Dan, harapan itu bisa terwujud dan disepakati dalam pertemuan G7 ini. Menurut Le Maire, sebagian perusahaan digital membayar pajak lebih sedikit karena sulit menentukan, di mana mereka benar-benar mendapatkan pendapatan. Apalagi mereka bisa mengalihkan keuntungan ke negara-negara dengan pajak rendah seperti Irlandia.

Pajak Gafa

Dikenal dengan istilah “Pajak Gafa” – akronim dari Google, Apple, Facebook, dan Amazon, pajak itu akan menarik tiga persen dari total pendapatan tahunan perusahaan yang menyediakan layanan kepada konsumen di Prancis.

“Kami telah mempelajari pajak digital ini selama lebih dari dua tahun di tingkat Uni Eerop, dan, sayangnya, kami belum dapat menemukan kompromi dengan negara-negara anggota UE lainnya karena empat negara – Irlandia, Denmark, Finlandia dan Swedia– menentang ini. Itulah sebabnya kami akhirnya memutuskan untuk terus maju di tingkat nasional,” kata Le Maire.

Dia menegaskan tidak ada unsur diskriminasi atau anti-AS dalam rencana itu karena perusahaan dari banyak negara berbeda masuk dalam lingkup pajak Prancis, termasuk dari Prancis sendiri dan China.

“Tidak ada yang paham, bahwa di Eropa atau AS raksasa internet tidak membayar tingkat pajak yang sama dengan perusahaan swasta lainnya– 14 poin lebih sedikit pajak untuk raksasa digital dibandingkan dengan perusahaan swasta lainnya, termasuk UKM," ia menambahkan.

“Semua orang sadar ada model bisnis baru yang mendapat untung dari pengumpulan dan penjualan data. Kami harus memiliki sistem pajak yang adil untuk model baru ini," kata dia.

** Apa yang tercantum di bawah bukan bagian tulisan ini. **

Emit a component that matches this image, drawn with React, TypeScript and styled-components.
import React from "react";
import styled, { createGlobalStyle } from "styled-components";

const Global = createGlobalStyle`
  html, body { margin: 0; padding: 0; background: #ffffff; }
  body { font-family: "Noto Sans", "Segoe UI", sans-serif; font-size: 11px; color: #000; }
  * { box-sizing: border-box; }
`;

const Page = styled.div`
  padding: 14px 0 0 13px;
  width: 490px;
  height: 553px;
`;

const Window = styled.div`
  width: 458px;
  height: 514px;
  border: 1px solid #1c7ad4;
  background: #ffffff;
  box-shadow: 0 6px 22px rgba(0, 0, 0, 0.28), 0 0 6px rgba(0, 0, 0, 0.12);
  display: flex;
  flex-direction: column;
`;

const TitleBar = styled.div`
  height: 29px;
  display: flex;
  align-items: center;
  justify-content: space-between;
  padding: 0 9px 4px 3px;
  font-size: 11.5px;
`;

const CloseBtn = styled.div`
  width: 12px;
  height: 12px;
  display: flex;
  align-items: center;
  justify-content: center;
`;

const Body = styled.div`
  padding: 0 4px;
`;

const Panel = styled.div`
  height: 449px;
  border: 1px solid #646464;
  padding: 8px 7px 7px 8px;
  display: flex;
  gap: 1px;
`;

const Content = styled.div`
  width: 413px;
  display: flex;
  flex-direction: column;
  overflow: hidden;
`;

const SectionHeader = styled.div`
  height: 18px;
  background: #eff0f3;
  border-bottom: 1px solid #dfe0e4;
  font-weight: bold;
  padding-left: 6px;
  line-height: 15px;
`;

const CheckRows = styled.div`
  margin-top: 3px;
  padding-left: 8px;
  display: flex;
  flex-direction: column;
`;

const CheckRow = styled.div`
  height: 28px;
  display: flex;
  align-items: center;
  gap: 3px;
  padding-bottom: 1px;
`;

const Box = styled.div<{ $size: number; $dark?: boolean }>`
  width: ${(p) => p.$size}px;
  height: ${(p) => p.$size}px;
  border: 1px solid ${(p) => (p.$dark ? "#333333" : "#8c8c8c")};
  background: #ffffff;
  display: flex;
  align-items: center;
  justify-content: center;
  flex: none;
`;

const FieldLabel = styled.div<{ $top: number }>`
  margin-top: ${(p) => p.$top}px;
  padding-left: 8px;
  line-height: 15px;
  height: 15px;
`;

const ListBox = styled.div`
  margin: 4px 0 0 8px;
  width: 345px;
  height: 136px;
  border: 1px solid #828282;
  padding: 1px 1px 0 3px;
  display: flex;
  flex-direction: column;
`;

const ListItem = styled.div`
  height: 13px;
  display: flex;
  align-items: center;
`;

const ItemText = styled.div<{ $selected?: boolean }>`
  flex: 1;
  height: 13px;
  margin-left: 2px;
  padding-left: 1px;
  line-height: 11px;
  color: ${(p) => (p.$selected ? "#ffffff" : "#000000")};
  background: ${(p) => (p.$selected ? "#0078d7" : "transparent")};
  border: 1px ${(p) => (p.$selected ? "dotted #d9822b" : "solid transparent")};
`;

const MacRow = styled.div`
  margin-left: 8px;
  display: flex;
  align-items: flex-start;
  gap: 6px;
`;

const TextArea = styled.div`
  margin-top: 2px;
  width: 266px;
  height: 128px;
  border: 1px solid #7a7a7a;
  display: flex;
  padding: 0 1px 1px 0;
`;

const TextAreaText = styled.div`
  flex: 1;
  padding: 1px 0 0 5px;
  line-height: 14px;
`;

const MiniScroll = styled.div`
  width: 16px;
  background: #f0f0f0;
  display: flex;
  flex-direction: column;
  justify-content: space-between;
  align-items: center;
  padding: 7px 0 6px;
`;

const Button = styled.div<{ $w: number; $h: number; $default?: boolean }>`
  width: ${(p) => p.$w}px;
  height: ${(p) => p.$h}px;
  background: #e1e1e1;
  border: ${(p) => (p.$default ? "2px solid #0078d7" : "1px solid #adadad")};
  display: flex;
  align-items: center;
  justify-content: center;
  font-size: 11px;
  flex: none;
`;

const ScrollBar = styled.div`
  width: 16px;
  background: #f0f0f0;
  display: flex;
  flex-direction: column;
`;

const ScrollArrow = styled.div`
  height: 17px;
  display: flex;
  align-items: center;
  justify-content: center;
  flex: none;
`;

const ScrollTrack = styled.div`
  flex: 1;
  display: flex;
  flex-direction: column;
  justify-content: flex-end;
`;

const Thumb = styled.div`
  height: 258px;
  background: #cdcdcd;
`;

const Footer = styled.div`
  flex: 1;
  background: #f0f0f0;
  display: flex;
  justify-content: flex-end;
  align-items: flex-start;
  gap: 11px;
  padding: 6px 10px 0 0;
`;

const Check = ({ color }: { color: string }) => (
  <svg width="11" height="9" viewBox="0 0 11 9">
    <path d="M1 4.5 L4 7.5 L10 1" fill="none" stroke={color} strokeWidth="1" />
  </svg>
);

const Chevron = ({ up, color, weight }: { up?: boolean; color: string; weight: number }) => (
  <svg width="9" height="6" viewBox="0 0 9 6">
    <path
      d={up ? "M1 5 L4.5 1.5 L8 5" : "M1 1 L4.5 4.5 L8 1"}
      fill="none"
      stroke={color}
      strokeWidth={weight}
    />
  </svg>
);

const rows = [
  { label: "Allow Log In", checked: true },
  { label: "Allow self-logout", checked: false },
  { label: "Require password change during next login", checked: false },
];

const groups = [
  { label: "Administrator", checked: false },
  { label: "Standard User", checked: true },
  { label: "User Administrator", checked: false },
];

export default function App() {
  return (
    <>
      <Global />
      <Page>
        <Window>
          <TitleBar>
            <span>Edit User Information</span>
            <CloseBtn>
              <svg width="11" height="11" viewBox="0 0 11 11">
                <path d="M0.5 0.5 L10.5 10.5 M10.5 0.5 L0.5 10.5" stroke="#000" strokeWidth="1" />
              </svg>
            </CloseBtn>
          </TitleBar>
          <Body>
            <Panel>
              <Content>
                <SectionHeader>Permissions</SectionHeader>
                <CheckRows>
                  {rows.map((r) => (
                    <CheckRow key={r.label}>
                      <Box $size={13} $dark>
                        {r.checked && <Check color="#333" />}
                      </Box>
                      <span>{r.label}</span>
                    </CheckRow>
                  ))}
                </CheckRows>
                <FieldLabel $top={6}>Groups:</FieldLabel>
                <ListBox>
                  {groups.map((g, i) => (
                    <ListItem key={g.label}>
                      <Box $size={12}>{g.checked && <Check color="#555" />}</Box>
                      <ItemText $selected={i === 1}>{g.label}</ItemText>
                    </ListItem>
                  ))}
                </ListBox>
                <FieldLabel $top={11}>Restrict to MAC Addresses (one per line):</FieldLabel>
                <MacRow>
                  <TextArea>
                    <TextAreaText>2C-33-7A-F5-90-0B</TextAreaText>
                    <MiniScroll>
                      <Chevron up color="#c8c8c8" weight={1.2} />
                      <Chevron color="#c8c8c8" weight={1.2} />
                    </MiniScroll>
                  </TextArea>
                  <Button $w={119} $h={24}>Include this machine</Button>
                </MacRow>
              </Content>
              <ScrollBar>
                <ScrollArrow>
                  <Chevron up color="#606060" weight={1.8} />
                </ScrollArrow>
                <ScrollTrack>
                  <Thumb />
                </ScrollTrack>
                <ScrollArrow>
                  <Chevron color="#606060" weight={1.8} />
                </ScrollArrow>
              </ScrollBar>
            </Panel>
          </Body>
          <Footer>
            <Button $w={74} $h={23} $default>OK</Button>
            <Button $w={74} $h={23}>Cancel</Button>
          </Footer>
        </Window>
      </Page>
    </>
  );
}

Dan, dia memperingatkan AS untuk tidak melanjutkan tindakan hukum terhadap Prancis. “Kami sekutu dekat dan di antara sekutu cara terbaik untuk menyelesaikan kesulitan adalah dengan tidak masuk ke dalam logika sanksi dan pembalasan. Cara terbaik adalah bersama-sama di meja untuk mencari kompromi, dan itulah yang saya ingin lakukan dengan rekan saya, dengan Menteri Keuangan AS, Steven Mnuchin," ujar La Maire.

Piagam Internet Aman

Terpisah di Biarritz, tuan rumah pertemuan G7, Prancis mengatakan, optimistis bahwa platform media sosial seperti Facebook, Google, dan Snapchat mau menandatangani janji untuk melawan ujaran kebencian online meski ada penundaan di menit-menit terakhir.

Prancis awalnya berharap para perusahaan raksasa media sosial menandatangani apa yang disebut  "Piagam untuk Internet Terbuka, Gratis, dan Aman" (Charter for an Open, Free, and Safe Internet) pada Jumat lalu.

Namun, hal itu batal. Menteri Junior Prancis untuk Industri Digital, Cedric O, mengatakan, penandatanganan itu ditunda dan akan dilakukan pada Senin (26 Agustus). "Gagasan awal adalah untuk membuat platform datang ke Biarritz dan sampai sekarang, Amerika Serikat menentang tanda tangan janji ini," kata Cedric O.

"Secara diplomatis, sangat sensitif untuk membuat platform AS datang ke Biarritz dan menandatangani sesuatu, sementara presiden Amerika tidak ada di sana," katanya.

"Tidak ada keraguan, bahwa jejaring sosial akan menandatangani perjanjian tersebut," ia menambahkan.

Diberitakan radio Europe 1, Presiden Trump telah menekan kepala eksekutif platform untuk tidak menandatangani perjanjian itu di depan umum meski pemerintah AS membantah adanya tekanan semacam itu.

"Tentu saja tidak ada tekanan dari kami. Kami mendengar dari beberapa perusahaan, bahwa mereka merasa tak nyaman dengan Prancis,” kata pejabat pemerintahan Trump kepada Reuters.

Pejabat itu mengatakan industri telah bersatu untuk mempermudah inisiatif. Gedung Putih sementara itu masih mengevaluasi hal tersebut.

Piagam tersebut bertujuan untuk menciptakan gerakan kolektif yang menjamin transparansi dan kerja sama untuk penggunaan internet yang aman dan positif.

Ini didasarkan pada kejadian serangan terorisme di Selandia Baru Maret lalu. Piagam itu sebuah komitmen platform, khususnya dalam hal menghapus konten, memoderasi, memastikan transparansi, dan mendukung para korban.